The British government has openly suggested that the U.K is gearing up to bolster computer network defenses by initiating the development of new cyber offensive tools for their arsenal, according to a report in ITProUK.
"We need a toolbox of capabilities and that's what we are currently developing. The circumstances and manner in which we would use them are broadly analogous to what we would do in any other domain," said British armed forces minister Nick Harvey.
The acknowledgement comes on the heels of reports about a soon to be finalized Pentagon cyber strategy which outline the circumstances in which an attack against U.S. computer networks could be considered an act of war and potentially elicit an armed military response.
News of the Pentagon strategy itself closely follows the release of an Obama administration report on international cyber security coordination which provides the strongest indications to date that cyber attacks against a NATO member nation could invoke retaliatory actions under the treaty's mutual defense doctrine.
Amid growing concerns over state-sponsored attacks reportedly emanating from China, Iran, Russia and other nations, western governments have begun to seriously step-up the cyber offensive rhetoric in recent months, with the U.K issuing some of the boldest assertions.
“Future conflict[s] will see cyber operations conducted in parallel with more conventional actions in the sea, land and air operations. Therefore we must plan, train, exercise and operate in a way which integrates our activities in both cyber and physical space. We will grow a cadre of dedicated cyber experts to support our own and allied cyber operations and secure our vital networks,” a British Ministry of Defense spokesperson said.
While publicly announcing key aspects of a security strategy may seem counter-productive to the enhancement of defense capabilities, experts contend that the tough talk is probably meant to act as a strong deterrence factor for would-be attackers.
“The announcement is partly a means of achieving deterrence, namely that the UK is willing to both defend its assets in kind and to possibly strike at others. The risk in this, of course, is if the deterrence is not credibly backed up. I expect this to play out for a few more years both in terms of demonstrating such capabilities against rivals and investments to increase their capabilities,” said Arbor Networks' Jose Nazario.
Other security experts contend that the increased rhetoric is merely an exercise in "security theater", and that any meaningful progress in cyber security initiatives will likely be stymied by the political process and election-geared grandstanding.
“Security and intelligence are difficult and wide-ranging areas, and sooner or later, political expediency will mean that mistakes will be made. Necessary measures will be dropped or skimped on because of economic pressures, inappropriate and/or inadequate measures will attract funding because it’s a way for elected officials to be seen to be doing something. The whole ‘security theatre’ problem is based on the political assumption that it’s better to do something visible but half-baked than to do something effective but invisible,” said ESET UK's David Harley.
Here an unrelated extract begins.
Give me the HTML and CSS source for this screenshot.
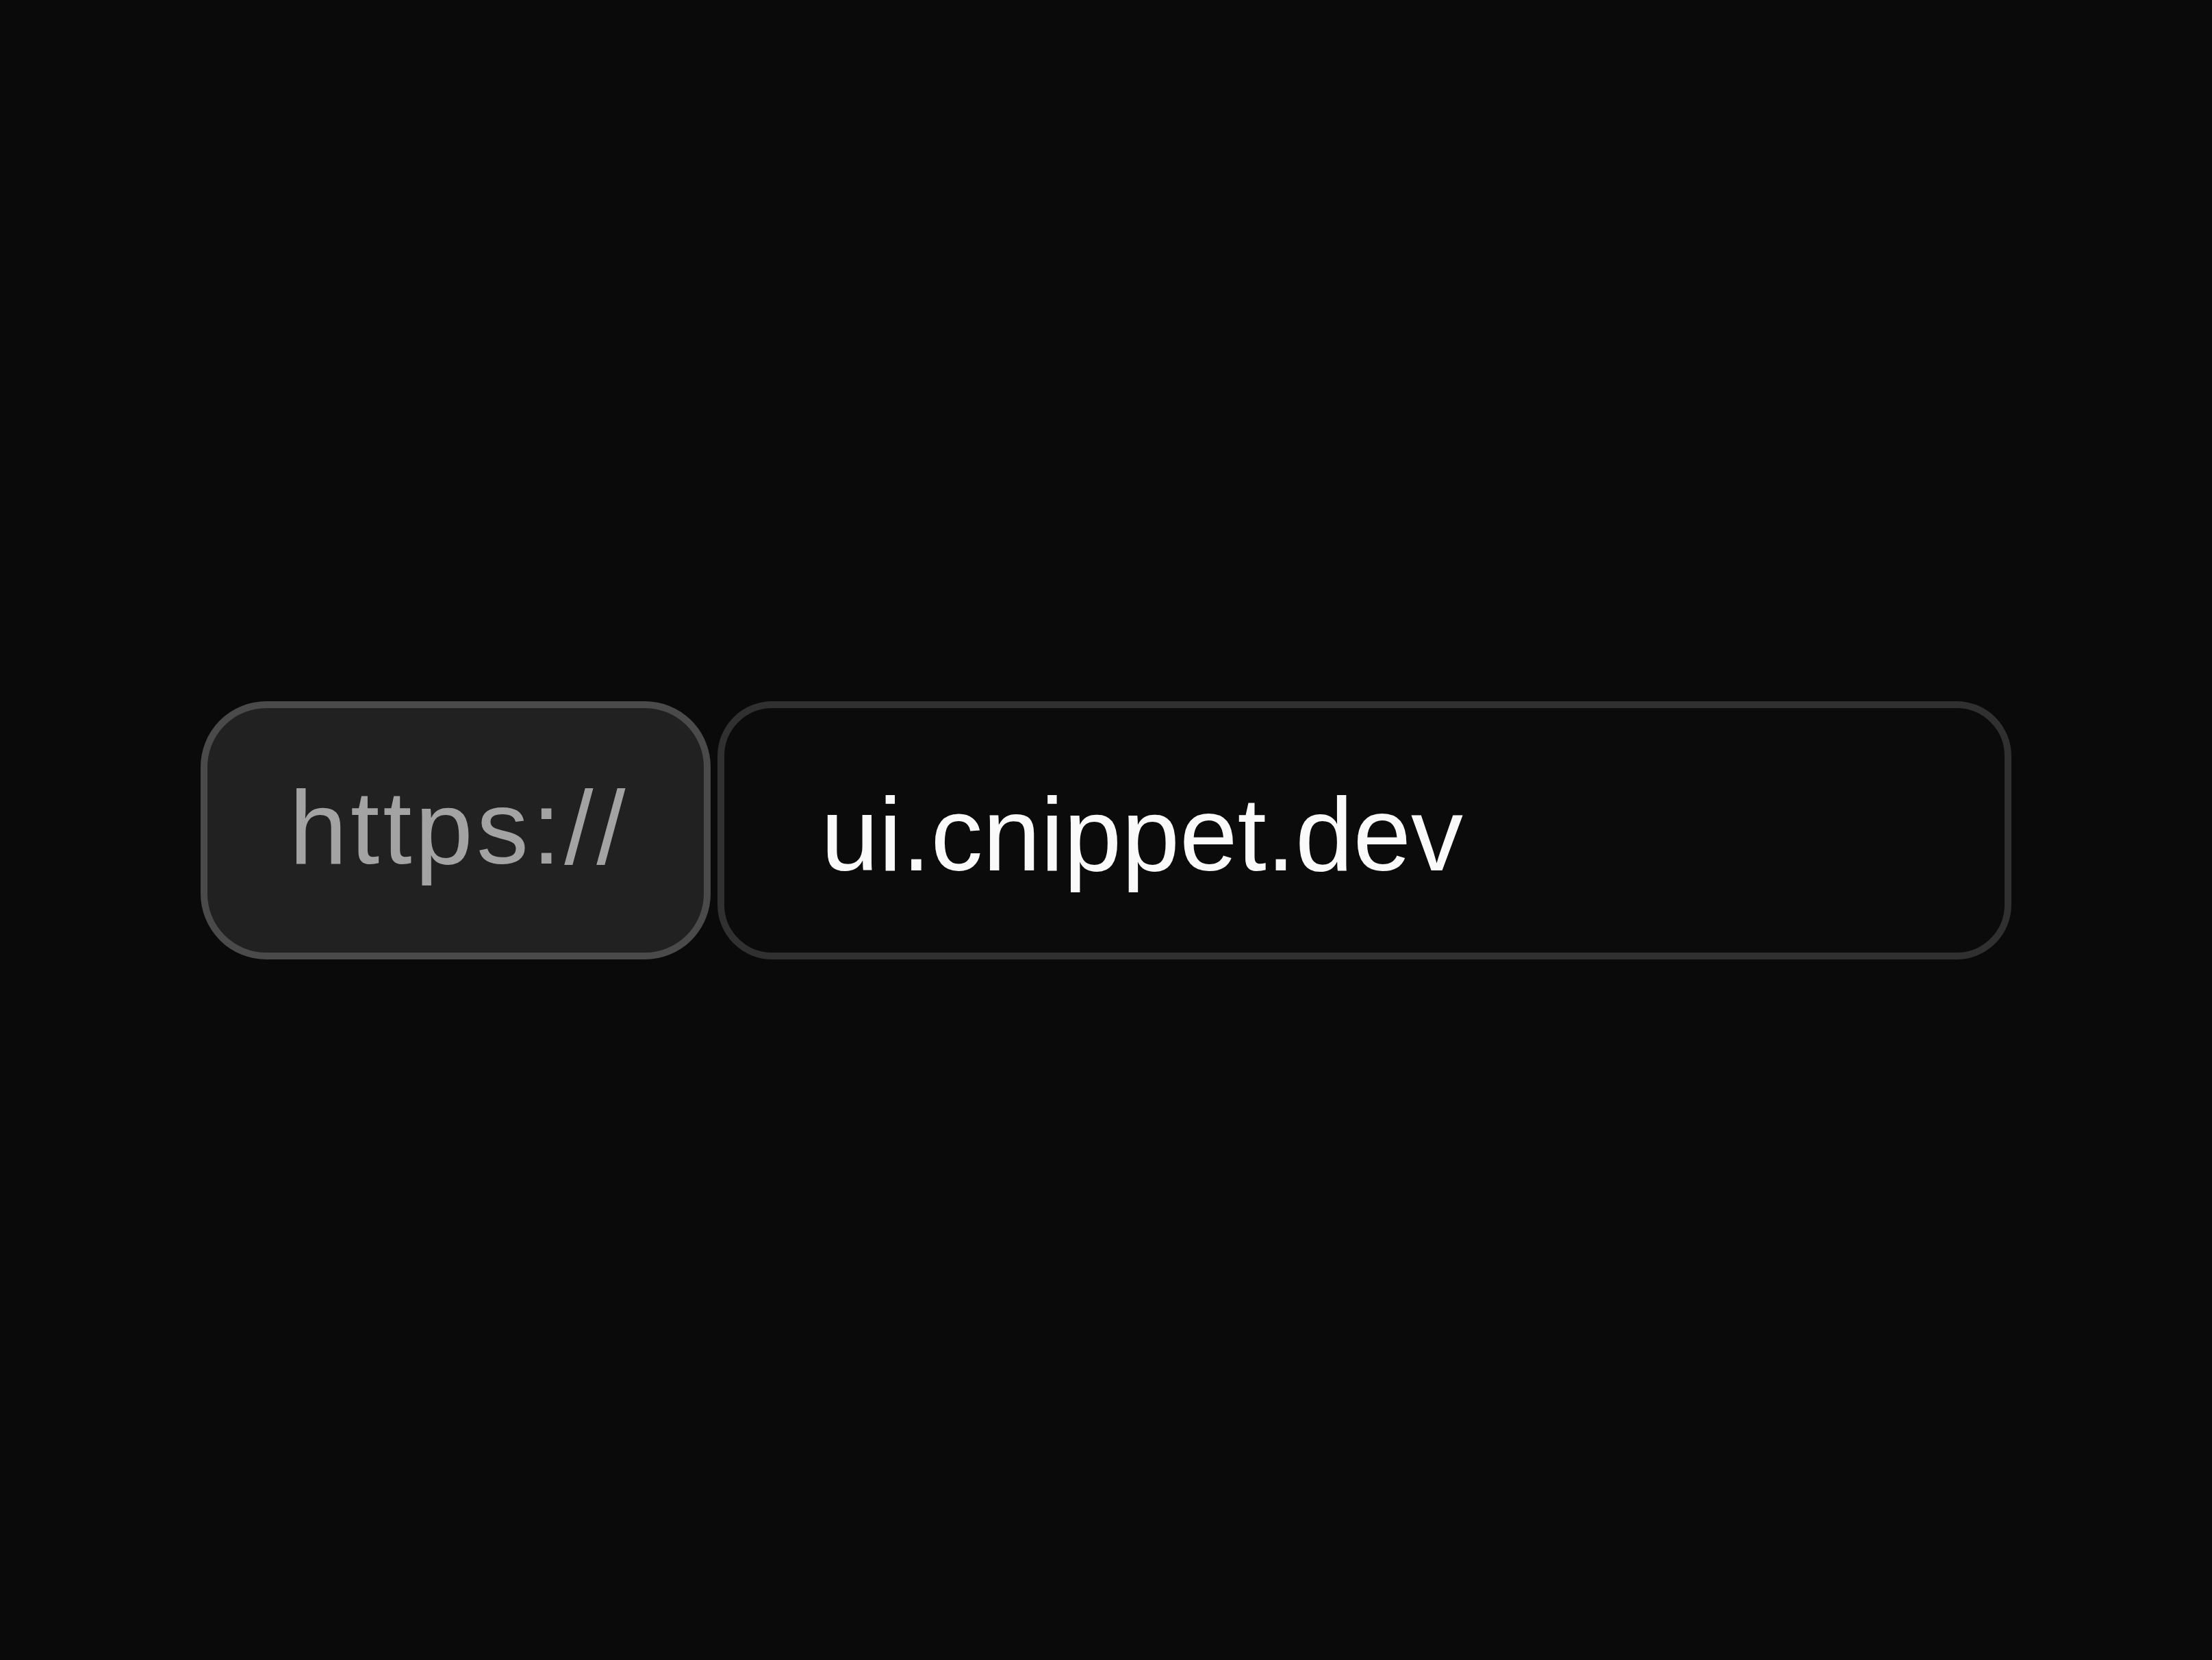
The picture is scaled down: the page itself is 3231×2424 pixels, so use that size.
FILE: index.html
```html
<!DOCTYPE html>
<html lang="en">
<head>
<meta charset="utf-8">
<title>URL input</title>
<link rel="stylesheet" href="styles.css">
</head>
<body>
  <div class="url-field">
    <span class="url-prefix">https://</span>
    <input class="url-input" type="text" value="ui.cnippet.dev" aria-label="URL">
  </div>
</body>
</html>
```
FILE: styles.css
```css
html, body {
  margin: 0;
  height: 100%;
}
body {
  background: #0a0a0a;
  display: flex;
  align-items: center;
  justify-content: center;
  font-family: "Liberation Sans", Arial, sans-serif;
}
.url-field {
  display: flex;
  gap: 10px;
}
.url-prefix {
  box-sizing: border-box;
  width: 745px;
  height: 377px;
  border: 10px solid #4a4a4a;
  border-radius: 96px;
  background: #212121;
  color: #a3a3a3;
  font-size: 152px;
  letter-spacing: 5px;
  display: flex;
  align-items: center;
  justify-content: center;
  padding: 0 0 8px 10px;
}
.url-input {
  box-sizing: border-box;
  width: 1890px;
  height: 377px;
  border: 10px solid #303030;
  border-radius: 80px;
  background: #0b0b0b;
  color: #fafafa;
  font-family: "Liberation Sans", Arial, sans-serif;
  font-size: 152px;
  padding: 12px 40px 0 141px;
  margin: 0;
  outline: none;
}
```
Western governments are not the only ones ready to ante-up in the high stakes game of cyber security. Chinese government officials recently acknowledged the existence of a military unit dedicated to cyber warfare activity, according to intelligence sources.
China has reportedly recruited thousands of hackers for a cyber force tasked with infiltrating a multitude of computers to establish a large botnet which can be utilized to conduct denial of service (DoS) campaigns to disrupt targeted websites as well as conducting cyber espionage activity to pilfer sensitive information.
Iran is also reported to be actively recruiting cyber soldiers in a effort to strengthen the nation's cyber defensive and offensive capabilities. The initiative is largely thought to be in response to the Stuxnet virus attacks which caused severe damage to Iran's nuclear enrichment operations, and reportedly set back the nation's nuclear program by as much as several years.
According to Brigadier Gen. Gholamreza Jalali, leader of Iran's Passive Defense Organization, the military is preparing “to fight our enemies with abundant power in cyberspace and Internet warfare.”